St Paul calls Christ the ‘second Adam’, contrasting Him with the ‘first’: ‘The first man was from the earth, a man of dust; the second man is from heaven’ (1 Cor.15:47). This parallelism was developed by St John Chrysostom, who emphasized that Adam was the prototype of Christ: ‘Adam is the image of Christ ...as the man for those who came from him, even though they did not eat of the tree, became the cause of death, then Christ for those who were born of Him, although they have done no good, became the bearer of righteousness, which he gave to all of us through the cross’.
Few people accepted the second Adam or believed in Him when He down to earth. The Incarnate Jesus, Who suffered and was raised, became a ‘a stumbling block to Jews and folly [Greek, skandalon] to Gentiles’ (1 Cor.1:23). Declaring Himself to be God and making Himself equal to God, Jesus scandalize Jews and was accused in blasphemy.
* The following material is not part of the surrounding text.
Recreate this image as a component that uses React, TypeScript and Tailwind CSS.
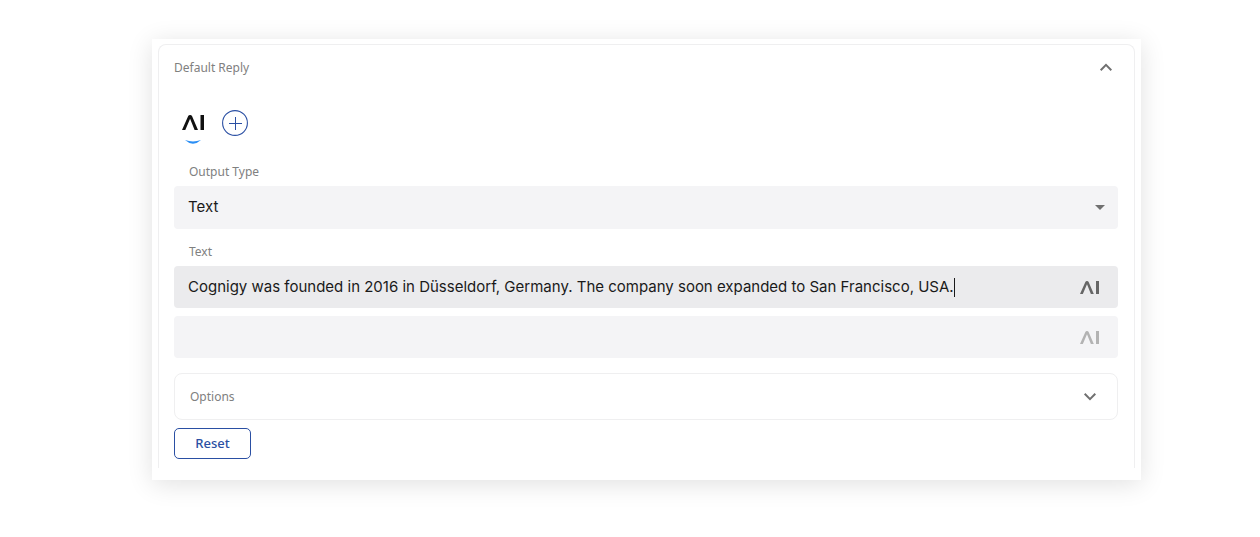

As to the Greeks, Christianity was folly for them because Greek thought sought a logical and rational explanation for everything; it was not within its power to know a suffering and dying God. For many centuries Greek wisdom built a temple to ‘an unknown God’ (Acts 17:23). It was incapable of understanding how an unknowable, incomprehensible, all-powerful, almighty, omniscient and omnipresent God could become a mortal, suffering, weak human person. A God, Who would be born of a Virgin, a God Who would be in swaddling clothes, Who would be put to sleep and be fed with milk: all of this seemed absurd to the Greeks.
Even among the Christians of the first centuries, the mystery of godmanhood was explained in a different ways. In the second century the Docetists claimed that Christ’s human nature was merely transparent: it only seemed that He suffered and died on the cross, while God in fact, being passionless, could not suffer at all. The Docetists considered all that was material and corporeal to be evil and could not concede that God had put on sinful and evil flesh, that He had united Himself with dust. The other extreme was that of Arianism which denied Christ’s Divinity and reduced the Son of God to the level of created being. How were extremes to be avoided and how was the Church to find a legitimate explanation for the mystery of Christ?